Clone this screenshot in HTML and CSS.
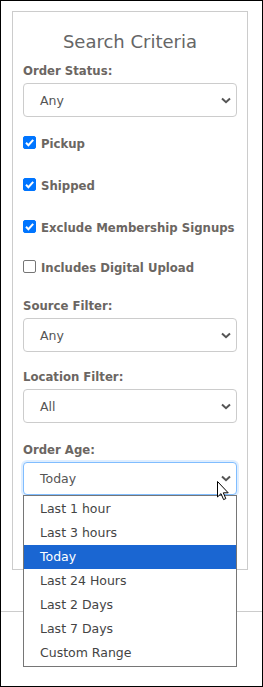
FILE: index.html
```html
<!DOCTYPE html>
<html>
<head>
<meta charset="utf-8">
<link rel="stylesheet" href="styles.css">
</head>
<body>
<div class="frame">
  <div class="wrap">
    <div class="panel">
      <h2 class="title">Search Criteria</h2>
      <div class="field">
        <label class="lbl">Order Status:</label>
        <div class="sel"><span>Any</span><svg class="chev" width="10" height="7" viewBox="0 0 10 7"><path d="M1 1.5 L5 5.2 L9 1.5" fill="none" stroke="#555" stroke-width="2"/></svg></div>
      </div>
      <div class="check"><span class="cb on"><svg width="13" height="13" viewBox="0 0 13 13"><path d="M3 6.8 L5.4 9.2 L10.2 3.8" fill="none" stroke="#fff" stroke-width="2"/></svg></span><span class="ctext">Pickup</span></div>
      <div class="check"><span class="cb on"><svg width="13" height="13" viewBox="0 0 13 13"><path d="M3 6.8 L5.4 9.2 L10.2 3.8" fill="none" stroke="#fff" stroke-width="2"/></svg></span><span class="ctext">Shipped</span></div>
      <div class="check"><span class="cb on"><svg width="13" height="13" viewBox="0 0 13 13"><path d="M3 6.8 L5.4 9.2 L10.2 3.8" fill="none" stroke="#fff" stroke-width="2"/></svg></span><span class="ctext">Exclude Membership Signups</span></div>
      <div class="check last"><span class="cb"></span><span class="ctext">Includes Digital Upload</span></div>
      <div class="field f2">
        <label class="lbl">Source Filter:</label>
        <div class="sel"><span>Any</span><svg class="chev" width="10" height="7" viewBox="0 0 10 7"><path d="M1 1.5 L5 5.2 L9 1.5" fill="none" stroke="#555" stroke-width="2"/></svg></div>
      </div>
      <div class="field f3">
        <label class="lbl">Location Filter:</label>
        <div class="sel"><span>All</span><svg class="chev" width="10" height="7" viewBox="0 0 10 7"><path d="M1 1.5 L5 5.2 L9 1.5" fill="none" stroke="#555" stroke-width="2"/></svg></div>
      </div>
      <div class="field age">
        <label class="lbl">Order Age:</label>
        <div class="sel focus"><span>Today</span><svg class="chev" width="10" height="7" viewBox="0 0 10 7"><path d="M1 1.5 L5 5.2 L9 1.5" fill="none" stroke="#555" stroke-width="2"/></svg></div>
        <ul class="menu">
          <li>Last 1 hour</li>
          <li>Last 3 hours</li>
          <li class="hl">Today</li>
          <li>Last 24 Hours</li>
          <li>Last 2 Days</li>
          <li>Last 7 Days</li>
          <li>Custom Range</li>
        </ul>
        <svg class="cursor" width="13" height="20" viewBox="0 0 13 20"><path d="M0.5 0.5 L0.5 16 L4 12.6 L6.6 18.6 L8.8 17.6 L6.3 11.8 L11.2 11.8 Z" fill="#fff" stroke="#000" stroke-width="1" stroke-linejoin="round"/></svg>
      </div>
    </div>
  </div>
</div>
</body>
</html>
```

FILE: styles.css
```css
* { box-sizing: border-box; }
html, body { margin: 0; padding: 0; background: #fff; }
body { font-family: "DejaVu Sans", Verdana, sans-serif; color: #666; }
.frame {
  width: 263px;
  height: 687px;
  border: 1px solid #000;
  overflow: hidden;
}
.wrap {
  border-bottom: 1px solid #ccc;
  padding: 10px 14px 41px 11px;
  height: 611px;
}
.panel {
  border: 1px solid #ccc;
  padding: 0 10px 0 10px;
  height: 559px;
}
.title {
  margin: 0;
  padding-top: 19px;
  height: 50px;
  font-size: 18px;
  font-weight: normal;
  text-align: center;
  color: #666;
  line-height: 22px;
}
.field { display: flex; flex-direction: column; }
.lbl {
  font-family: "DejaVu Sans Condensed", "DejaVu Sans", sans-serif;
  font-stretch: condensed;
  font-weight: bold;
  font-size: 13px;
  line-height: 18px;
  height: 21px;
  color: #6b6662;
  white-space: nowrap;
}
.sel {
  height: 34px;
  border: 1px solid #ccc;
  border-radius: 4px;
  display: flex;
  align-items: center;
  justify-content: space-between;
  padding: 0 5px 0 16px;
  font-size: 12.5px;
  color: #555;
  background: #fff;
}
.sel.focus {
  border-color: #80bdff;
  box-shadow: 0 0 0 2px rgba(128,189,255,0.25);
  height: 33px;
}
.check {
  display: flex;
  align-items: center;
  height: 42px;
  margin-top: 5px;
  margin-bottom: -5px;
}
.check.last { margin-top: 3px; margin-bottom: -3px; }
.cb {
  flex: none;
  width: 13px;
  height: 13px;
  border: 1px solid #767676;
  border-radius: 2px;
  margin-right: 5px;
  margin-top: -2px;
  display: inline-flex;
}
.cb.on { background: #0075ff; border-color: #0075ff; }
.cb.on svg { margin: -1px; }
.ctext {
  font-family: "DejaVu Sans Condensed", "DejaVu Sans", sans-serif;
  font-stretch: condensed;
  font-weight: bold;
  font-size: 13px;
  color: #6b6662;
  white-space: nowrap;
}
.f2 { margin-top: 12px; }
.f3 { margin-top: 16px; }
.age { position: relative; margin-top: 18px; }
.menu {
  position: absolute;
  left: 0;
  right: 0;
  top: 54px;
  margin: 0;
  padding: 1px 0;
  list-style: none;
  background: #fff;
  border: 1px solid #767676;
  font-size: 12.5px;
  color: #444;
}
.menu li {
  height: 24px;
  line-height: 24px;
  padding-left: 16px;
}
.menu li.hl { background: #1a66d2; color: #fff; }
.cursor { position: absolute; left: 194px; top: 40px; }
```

* [Challenge]: Using the material above, return every line exactly as it appears, minus the pictures.

* [Answer for this exercise]:
Clone this screenshot in HTML and CSS.
FILE: index.html
```html
<!DOCTYPE html>
<html>
<head>
<meta charset="utf-8">
<link rel="stylesheet" href="styles.css">
</head>
<body>
<div class="frame">
  <div class="wrap">
    <div class="panel">
      <h2 class="title">Search Criteria</h2>
      <div class="field">
        <label class="lbl">Order Status:</label>
        <div class="sel"><span>Any</span><svg class="chev" width="10" height="7" viewBox="0 0 10 7"><path d="M1 1.5 L5 5.2 L9 1.5" fill="none" stroke="#555" stroke-width="2"/></svg></div>
      </div>
      <div class="check"><span class="cb on"><svg width="13" height="13" viewBox="0 0 13 13"><path d="M3 6.8 L5.4 9.2 L10.2 3.8" fill="none" stroke="#fff" stroke-width="2"/></svg></span><span class="ctext">Pickup</span></div>
      <div class="check"><span class="cb on"><svg width="13" height="13" viewBox="0 0 13 13"><path d="M3 6.8 L5.4 9.2 L10.2 3.8" fill="none" stroke="#fff" stroke-width="2"/></svg></span><span class="ctext">Shipped</span></div>
      <div class="check"><span class="cb on"><svg width="13" height="13" viewBox="0 0 13 13"><path d="M3 6.8 L5.4 9.2 L10.2 3.8" fill="none" stroke="#fff" stroke-width="2"/></svg></span><span class="ctext">Exclude Membership Signups</span></div>
      <div class="check last"><span class="cb"></span><span class="ctext">Includes Digital Upload</span></div>
      <div class="field f2">
        <label class="lbl">Source Filter:</label>
        <div class="sel"><span>Any</span><svg class="chev" width="10" height="7" viewBox="0 0 10 7"><path d="M1 1.5 L5 5.2 L9 1.5" fill="none" stroke="#555" stroke-width="2"/></svg></div>
      </div>
      <div class="field f3">
        <label class="lbl">Location Filter:</label>
        <div class="sel"><span>All</span><svg class="chev" width="10" height="7" viewBox="0 0 10 7"><path d="M1 1.5 L5 5.2 L9 1.5" fill="none" stroke="#555" stroke-width="2"/></svg></div>
      </div>
      <div class="field age">
        <label class="lbl">Order Age:</label>
        <div class="sel focus"><span>Today</span><svg class="chev" width="10" height="7" viewBox="0 0 10 7"><path d="M1 1.5 L5 5.2 L9 1.5" fill="none" stroke="#555" stroke-width="2"/></svg></div>
        <ul class="menu">
          <li>Last 1 hour</li>
          <li>Last 3 hours</li>
          <li class="hl">Today</li>
          <li>Last 24 Hours</li>
          <li>Last 2 Days</li>
          <li>Last 7 Days</li>
          <li>Custom Range</li>
        </ul>
        <svg class="cursor" width="13" height="20" viewBox="0 0 13 20"><path d="M0.5 0.5 L0.5 16 L4 12.6 L6.6 18.6 L8.8 17.6 L6.3 11.8 L11.2 11.8 Z" fill="#fff" stroke="#000" stroke-width="1" stroke-linejoin="round"/></svg>
      </div>
    </div>
  </div>
</div>
</body>
</html>
```

FILE: styles.css
```css
* { box-sizing: border-box; }
html, body { margin: 0; padding: 0; background: #fff; }
body { font-family: "DejaVu Sans", Verdana, sans-serif; color: #666; }
.frame {
  width: 263px;
  height: 687px;
  border: 1px solid #000;
  overflow: hidden;
}
.wrap {
  border-bottom: 1px solid #ccc;
  padding: 10px 14px 41px 11px;
  height: 611px;
}
.panel {
  border: 1px solid #ccc;
  padding: 0 10px 0 10px;
  height: 559px;
}
.title {
  margin: 0;
  padding-top: 19px;
  height: 50px;
  font-size: 18px;
  font-weight: normal;
  text-align: center;
  color: #666;
  line-height: 22px;
}
.field { display: flex; flex-direction: column; }
.lbl {
  font-family: "DejaVu Sans Condensed", "DejaVu Sans", sans-serif;
  font-stretch: condensed;
  font-weight: bold;
  font-size: 13px;
  line-height: 18px;
  height: 21px;
  color: #6b6662;
  white-space: nowrap;
}
.sel {
  height: 34px;
  border: 1px solid #ccc;
  border-radius: 4px;
  display: flex;
  align-items: center;
  justify-content: space-between;
  padding: 0 5px 0 16px;
  font-size: 12.5px;
  color: #555;
  background: #fff;
}
.sel.focus {
  border-color: #80bdff;
  box-shadow: 0 0 0 2px rgba(128,189,255,0.25);
  height: 33px;
}
.check {
  display: flex;
  align-items: center;
  height: 42px;
  margin-top: 5px;
  margin-bottom: -5px;
}
.check.last { margin-top: 3px; margin-bottom: -3px; }
.cb {
  flex: none;
  width: 13px;
  height: 13px;
  border: 1px solid #767676;
  border-radius: 2px;
  margin-right: 5px;
  margin-top: -2px;
  display: inline-flex;
}
.cb.on { background: #0075ff; border-color: #0075ff; }
.cb.on svg { margin: -1px; }
.ctext {
  font-family: "DejaVu Sans Condensed", "DejaVu Sans", sans-serif;
  font-stretch: condensed;
  font-weight: bold;
  font-size: 13px;
  color: #6b6662;
  white-space: nowrap;
}
.f2 { margin-top: 12px; }
.f3 { margin-top: 16px; }
.age { position: relative; margin-top: 18px; }
.menu {
  position: absolute;
  left: 0;
  right: 0;
  top: 54px;
  margin: 0;
  padding: 1px 0;
  list-style: none;
  background: #fff;
  border: 1px solid #767676;
  font-size: 12.5px;
  color: #444;
}
.menu li {
  height: 24px;
  line-height: 24px;
  padding-left: 16px;
}
.menu li.hl { background: #1a66d2; color: #fff; }
.cursor { position: absolute; left: 194px; top: 40px; }
```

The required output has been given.